Pope Francis’ three-day visit to Jordan, Israel and the West Bank was not merely a religious event. He is, after all, the head of a state. And even more than the charismatic John Paul II, Francis is everyone’s pope. He came, as one commentator put it, “mostly to do what he does best — project friendliness to the world.”
He seems to have succeeded. His visit balanced countries and faiths with a kindness and humility that we have come to expect from Francis during his short tenure. From Jordan, where he met Syrian refugees, the pope went to Bethlehem, Tel Aviv and Jerusalem. He held mass at the spot on Mount Zion where Christians believe Jesus held his last supper and also prayed at the Western Wall, visited Yad Vashem and made a special trip to Israel’s national cemetery on Mount Herzl and to the grave of Zionist pioneer Theodor Herzl.
These were potent symbolic acts of reconciliation — recognizing the Jewish connection to the Holy Land’s holy places, paying respect at Israel’s memorial to the Shoah and affirming the State of Israel. His message was clear and most welcome.

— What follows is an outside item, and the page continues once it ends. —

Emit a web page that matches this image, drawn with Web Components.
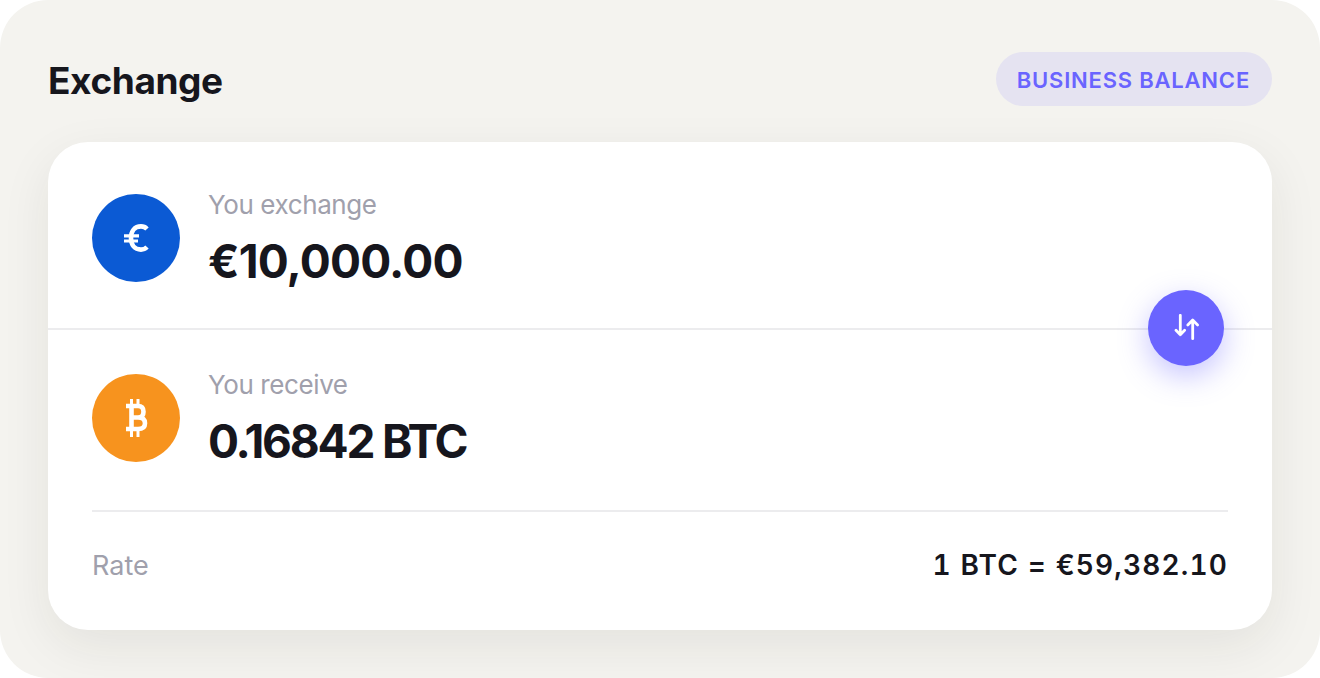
<!DOCTYPE html>
<html>
<head>
<meta charset="utf-8">
<title>Exchange</title>
<style>
    html, body { margin: 0; height: 100%; background: #fff; }
    body { font-family: Inter, "Liberation Sans", sans-serif; color: #16161d; }
</style>
</head>
<body>
<exchange-panel>
    <span slot="title">Exchange</span>
    <span slot="badge">BUSINESS BALANCE</span>
    <exchange-row label="You exchange" value="€10,000.00" color="#0b5ad4" spacing="-0.8">
        <svg viewBox="0 0 28 28" width="28" height="28" fill="none" stroke="#fff" stroke-width="4.600">
            <path d="M25 5C23.500 3.400 21.500 2.400 19 2.400 12.500 2.400 9 7.200 9 14s3.500 11.600 10 11.600c2.500 0 4.500-1 6-2.600"/>
            <path d="M2 11.800h15M2 17h14" stroke-width="3.200"/>
        </svg>
    </exchange-row>
    <exchange-row label="You receive" value="0.16842 BTC" color="#f7931e" spacing="-2.2" class="second">
        <svg viewBox="0 0 26 40" width="26" height="40" fill="none" stroke="#fff" stroke-width="4.600">
            <path d="M3 8h12c4 0 5.500 2.500 5.500 5.700s-1.500 5.800-5.500 5.800H8M15 19.500c5 0 7 2.500 7 5.700s-2 5.800-7 5.800H3M8.500 8v23"/>
            <path d="M8.500 1v7M15 1v7M8.500 31v8M15 31v8" stroke-width="3"/>
        </svg>
    </exchange-row>
    <rate-line label="Rate" value="1 BTC = €59,382.10"></rate-line>
    <swap-button slot="float"></swap-button>
</exchange-panel>

<script>
class ExchangePanel extends HTMLElement {
    constructor() {
        super();
        this.attachShadow({ mode: 'open' });
        this.shadowRoot.innerHTML = `
        <style>
            :host {
                display: block;
                box-sizing: border-box;
                height: 678px;
                padding: 52px 48px 48px;
                border-radius: 48px;
                background: #f4f3ef;
                overflow: hidden;
            }
            header {
                display: flex;
                justify-content: space-between;
                align-items: center;
                height: 54px;
                margin-bottom: 36px;
            }
            h1 {
                margin: 0;
                padding-top: 2px;
                font-size: 37px;
                font-weight: 700;
                letter-spacing: -0.4px;
            }
            .badge {
                display: flex;
                align-items: center;
                box-sizing: border-box;
                height: 54px;
                padding: 2px 22px 0 21px;
                border-radius: 27px;
                background: #e5e3f1;
                color: #6a64ff;
                font-size: 22px;
                font-weight: 600;
                letter-spacing: 0.8px;
            }
            .card {
                position: relative;
                height: 488px;
                border-radius: 40px;
                background: #fff;
                box-shadow: 0 16px 50px rgba(40, 38, 30, 0.08);
            }
            .float {
                position: absolute;
                right: 48px;
                top: 148px;
            }
        </style>
        <header>
            <h1><slot name="title"></slot></h1>
            <div class="badge"><slot name="badge"></slot></div>
        </header>
        <section class="card">
            <slot></slot>
            <div class="float"><slot name="float"></slot></div>
        </section>
        `;
    }
}

class ExchangeRow extends HTMLElement {
    constructor() {
        super();
        this.attachShadow({ mode: 'open' });
    }

    connectedCallback() {
        this.shadowRoot.innerHTML = `
        <style>
            :host {
                display: flex;
                box-sizing: border-box;
                gap: 28px;
                align-items: flex-start;
                height: 188px;
                padding: 52px 44px 0;
                border-bottom: 2px solid #ececee;
            }
            :host(.second) {
                height: 182px;
                margin: 0 44px;
                padding: 44px 0 0;
            }
            .icon {
                flex: none;
                display: flex;
                align-items: center;
                justify-content: center;
                width: 88px;
                height: 88px;
                border-radius: 50%;
                background: ${this.getAttribute('color')};
            }
            .label {
                margin-top: -6px;
                font-size: 26px;
                line-height: 34px;
                color: #a0a0ac;
                letter-spacing: -0.4px;
            }
            .value {
                margin-top: 11px;
                font-size: 46px;
                line-height: 56px;
                font-weight: 700;
                letter-spacing: ${this.getAttribute('spacing')}px;
            }
        </style>
        <div class="icon"><slot></slot></div>
        <div>
            <div class="label">${this.getAttribute('label')}</div>
            <div class="value">${this.getAttribute('value')}</div>
        </div>
        `;
    }
}

class RateLine extends HTMLElement {
    constructor() {
        super();
        this.attachShadow({ mode: 'open' });
    }

    connectedCallback() {
        this.shadowRoot.innerHTML = `
        <style>
            :host {
                display: flex;
                justify-content: space-between;
                align-items: center;
                height: 106px;
                padding: 0 44px;
                font-size: 28px;
            }
            .label { font-size: 27px; color: #a0a0ac; }
            .value { font-weight: 600; letter-spacing: 1.15px; font-variant-numeric: tabular-nums; }
        </style>
        <span class="label">${this.getAttribute('label')}</span>
        <span class="value">${this.getAttribute('value')}</span>
        `;
    }
}

class SwapButton extends HTMLElement {
    constructor() {
        super();
        this.attachShadow({ mode: 'open' });
        this.shadowRoot.innerHTML = `
        <style>
            :host {
                display: flex;
                align-items: center;
                justify-content: center;
                width: 76px;
                height: 76px;
                border-radius: 50%;
                background: #6a64ff;
                box-shadow: 0 10px 30px rgba(106, 100, 255, 0.38);
            }
        </style>
        <svg viewBox="0 0 28 28" width="28" height="28" fill="none" stroke="#fff" stroke-width="2.800" stroke-linecap="round" stroke-linejoin="round">
            <path d="M8.300 1.300v19.400M4 16.300l4.300 4.400 4.300-4.400"/>
            <path d="M20.700 24.700V6.300M15.800 11l4.900-4.900 4.900 4.900"/>
        </svg>
        `;
    }
}

customElements.define('exchange-panel', ExchangePanel);
customElements.define('exchange-row', ExchangeRow);
customElements.define('rate-line', RateLine);
customElements.define('swap-button', SwapButton);
</script>
</body>
</html>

But the pope also veered off the expected course, telling a crowd gathered in Bethlehem that he prayed for the “State of Palestine” and then, a short time later, stopping his entourage to pray alongside Israel’s security barrier, his arms outstretched alongside graffiti with the words “free Palestine.” While it is hard to be critical of a man who preaches peace and who exudes kindness and compassion, these two events, coming on the heels of the latest failure of peace negotiations between the Israelis and the Palestinians, understandably raised the hackles of Israelis and their supporters throughout the world.
Before ending his pilgrimage, Francis extended an offer to Israeli President Shimon Peres and Palestinian President Mahmoud Abbas to join him next month at the Vatican for a peace/prayer summit. While the invitation was a nice gesture, no one appears to be terribly optimistic about this papal initiative. Indeed, it borders on naive to expect much to come from the planned Vatican visit.
Sure, it will be nice to see Peres and Abbas talk and pray together. And we expect Francis to be an active, welcoming host. But peace rests on a lot more than recognition of each side’s aggrieved status and joint prayer. Indeed, as we have learned from the past many efforts to bring the parties together and to an agreement, it will take a sustained effort to get them back to the same negotiating table that fell apart so unceremoniously last month.
At the end of the day, however, Francis’ soothing words and gestures, coupled with his warm personality, resonated with all those he visited. As noted by Rabbi Abraham Skorka, a colleague of Francis’ from Argentina who accompanied the pope on his visit, “This was a very delicate trip.” Yes it was.